Sumter County: Youth Garden

Children working in a raised bed of lettuce in a big bountiful garden under blue skies

For the past 20 years, Sumter County MGVs have been volunteering with the Busy Bug Garden Club, an afterschool program at the Youth Center of Sumter County.

About 25-30 children participate in the twice-weekly program. MGVs teach the budding gardeners about both gardening and community service at the center’s youth garden.

In 2022, over 2,300 pounds of produce were harvested by the club, and a large portion was donated to a local food bank.

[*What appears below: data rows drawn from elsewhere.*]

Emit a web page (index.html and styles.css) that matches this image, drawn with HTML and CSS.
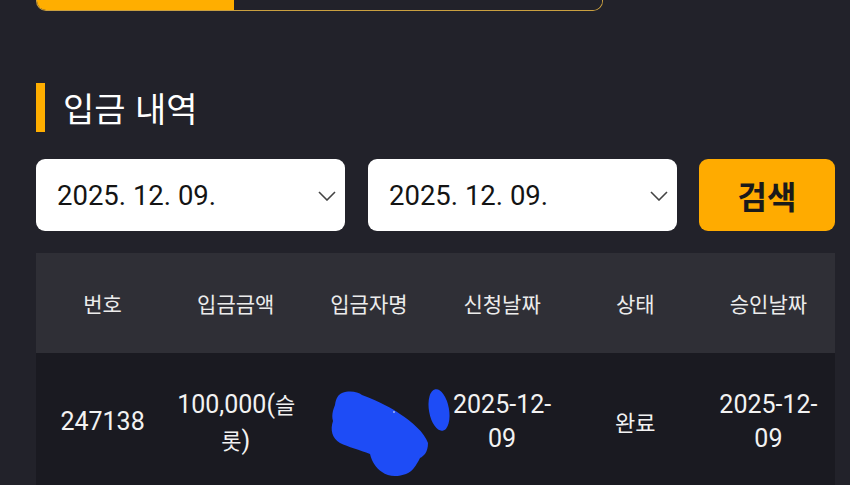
FILE: index.html
```html
<!DOCTYPE html>
<html lang="ko">
<head>
<meta charset="utf-8">
<title>입금 내역</title>
<link rel="stylesheet" href="styles.css">
</head>
<body>
<div class="page">
  <div class="tabs">
    <div class="tab active"></div>
    <div class="tab"></div>
  </div>

  <h2 class="section-title"><span class="bar"></span>입금 내역</h2>

  <div class="filters">
    <div class="date-select">
      <span>2025. 12. 09.</span>
      <svg class="chev" width="18" height="10" viewBox="0 0 18 10"><path d="M1 1 L9 9 L17 1" fill="none" stroke="#444" stroke-width="1.6"/></svg>
    </div>
    <div class="date-select">
      <span>2025. 12. 09.</span>
      <svg class="chev" width="18" height="10" viewBox="0 0 18 10"><path d="M1 1 L9 9 L17 1" fill="none" stroke="#444" stroke-width="1.6"/></svg>
    </div>
    <button class="search-btn">검색</button>
  </div>

  <div class="table">
    <div class="thead">
      <div class="cell">번호</div>
      <div class="cell">입금금액</div>
      <div class="cell">입금자명</div>
      <div class="cell">신청날짜</div>
      <div class="cell">상태</div>
      <div class="cell">승인날짜</div>
    </div>
    <div class="trow">
      <div class="cell">247138</div>
      <div class="cell">100,000(<span class="ko">슬롯</span>)</div>
      <div class="cell name"></div>
      <div class="cell">2025-12-<br>09</div>
      <div class="cell"><span class="ko">완료</span></div>
      <div class="cell">2025-12-<br>09</div>
      <svg class="redact" width="130" height="100" viewBox="320 380 130 100">
        <path d="M342 393 C350 390 358 392 362 395 C380 402 392 408 400 414 C412 422 424 432 428 443 C428 452 424 456 420 458 C416 466 412 472 406 474 C398 477 388 477 382 472 C376 468 372 462 370 454 C360 450 348 447 340 443 C332 438 330 430 333 421 C331 414 334 408 335 405 C336 398 338 395 342 393 Z" fill="#1e4cf6"/>
        <ellipse cx="439" cy="410" rx="10" ry="21" transform="rotate(-10 439 410)" fill="#1e4cf6"/>
        <circle cx="394" cy="412" r="0.8" fill="#fff"/>
      </svg>
    </div>
  </div>
</div>
</body>
</html>
```

FILE: styles.css
```css
* { box-sizing: border-box; }

html, body {
  margin: 0;
  padding: 0;
  background: #22222a;
  overflow: hidden;
  height: 100%;
}

body {
  font-family: Roboto, "Noto Sans CJK KR", sans-serif;
  color: #f0f0f0;
}

.page {
  width: 850px;
  padding-left: 36px;
}

.tabs {
  display: flex;
  width: 567px;
  height: 50px;
  margin-top: -39px;
  border: 1px solid #caa040;
  border-top: none;
  border-radius: 0 0 10px 10px;
  overflow: hidden;
}

.tab {
  flex: 1;
  background: #22222a;
}

.tab.active {
  flex: 0 0 197px;
  background: #ffae00;
}

.section-title {
  display: flex;
  align-items: center;
  gap: 18px;
  height: 49px;
  margin: 72px 0 0 0;
  font-family: "Noto Sans CJK KR", sans-serif;
  font-size: 34px;
  font-weight: 400;
  color: #ffffff;
}

.section-title .bar {
  width: 9px;
  height: 49px;
  background: #ffae00;
}

.filters {
  display: flex;
  gap: 23px;
  margin-top: 27px;
  width: 799px;
  height: 72px;
}

.date-select {
  flex: 0 0 309px;
  display: flex;
  align-items: center;
  justify-content: space-between;
  padding: 0 9px 0 21px;
  background: #ffffff;
  border-radius: 9px;
  color: #141414;
  font-family: Roboto, sans-serif;
  font-size: 27.5px;
}

.date-select .chev {
  margin-top: 2px;
}

.search-btn {
  flex: 0 0 136px;
  margin-left: -1px;
  border: none;
  border-radius: 9px;
  background: #ffab00;
  color: #1a1a1a;
  font-family: "Noto Sans CJK KR", sans-serif;
  font-size: 32px;
  font-weight: 700;
  padding: 0;
}

.table {
  width: 799px;
  margin-top: 22px;
}

.thead, .trow {
  display: grid;
  grid-template-columns: repeat(6, minmax(0, 1fr));
}

.thead {
  height: 100px;
  background: #2f2f36;
  font-family: "Noto Sans CJK KR", sans-serif;
  font-size: 21px;
  color: #ececec;
}

.thead .cell {
  display: flex;
  align-items: center;
  justify-content: center;
}

.trow {
  position: relative;
  background: #1a1a21;
  padding: 33px 0;
  font-size: 25px;
  line-height: 34px;
  color: #f2f2f2;
}

.trow .cell {
  align-self: center;
  text-align: center;
  padding: 0 8px;
}

.trow .ko {
  font-family: "Noto Sans CJK KR", sans-serif;
  font-size: 22px;
}

.redact {
  position: absolute;
  left: 284px;
  top: 27px;
}
```
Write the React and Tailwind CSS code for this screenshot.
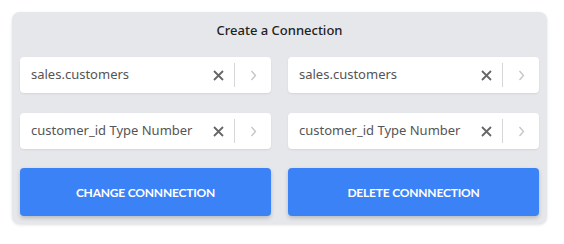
import React from 'react';

const font = { fontFamily: '"Noto Sans", "Open Sans", sans-serif' };

const Field = ({ value }) => (
  <div className="flex h-9 items-center rounded bg-white shadow-[0_1px_2px_rgba(0,0,0,0.08)]">
    <span className="flex-1 truncate pl-[11px] text-[13px] text-[#555]">{value}</span>
    <button className="flex h-full w-8 items-center justify-center text-[#666]">
      <svg width="11" height="11" viewBox="0 0 11 11">
        <path d="M1 1L10 10M10 1L1 10" stroke="currentColor" strokeWidth="1.8" />
      </svg>
    </button>
    <div className="h-6 w-px bg-[#d6d6d6]" />
    <button className="flex h-full w-9 items-center justify-center text-[#c4c4c4]">
      <svg width="7" height="11" viewBox="0 0 7 11">
        <path d="M1.5 1L5.5 5.5L1.5 10" stroke="currentColor" strokeWidth="1.3" fill="none" />
      </svg>
    </button>
  </div>
);

const btn =
  'h-12 rounded bg-[#3b82f6] pt-0.5 text-[12px] font-bold tracking-[-0.2px] text-white shadow-[0_2px_4px_rgba(0,0,0,0.2)]';

export default function App() {
  return (
    <div className="h-[244px] w-[564px] bg-white pl-3 pt-3" style={font}>
      <div className="w-[535px] rounded-lg bg-[#e6e7ea] px-2 pb-2 shadow-[0_1px_3px_rgba(0,0,0,0.12)]">
        <div className="flex h-[45px] items-center justify-center pb-2 text-[13px] font-medium text-[#222]">
          Create a Connection
        </div>
        <div className="grid grid-cols-2 gap-x-[17px] gap-y-5">
          <Field value="sales.customers" />
          <Field value="sales.customers" />
          <Field value="customer_id Type Number" />
          <Field value="customer_id Type Number" />
        </div>
        <div className="mt-[19px] grid grid-cols-2 gap-x-[17px]" style={{ fontFamily: 'Lato, "Noto Sans", sans-serif' }}>
          <button className={btn}>CHANGE CONNNECTION</button>
          <button className={btn}>DELETE CONNNECTION</button>
        </div>
      </div>
    </div>
  );
}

In order for this successful partnership to continue however, MGVs realized that much of the garden’s infrastructure needed to be replaced for the success of their effort to continue. They applied for the award from the Master Gardener Legacy Fund to cover the cost of installing new signage, replacing a grape pergola, and replenishing biodegradable produce bags. Because of the Sumter MGVs’ efforts to renovate the youth garden, this important community program can continue for years to come.

Walton County: Coastal Branch Extension Office Landscaping Project

Seven volunteers pose with their garden tools as they work in a landscape in front of a brick building

Prior to this project, the Walton County Coastal Branch Extension office in Santa Rosa Beach had a landscape that was overgrown and neglected. However, a team of MGVs had a vision for transforming this area into a demonstration garden that educated visitors and volunteers on the Florida-Friendly Landscaping™ (FFL) principles.

So far, volunteers have developed a master plan, removed unnecessary plants, and installed initial plantings according to the “right plant, right place” FFL principle.

Although much progress has already been made, there is still work to be done. Walton County MGVs applied for funding to purchase more plants, add compost and fertilizer, secure mulch for future applications, and place signage. The current landscape has already been used for educational programs. Once completed, it will be featured in future MGV trainings, utilized in lectures, and open to the public and media.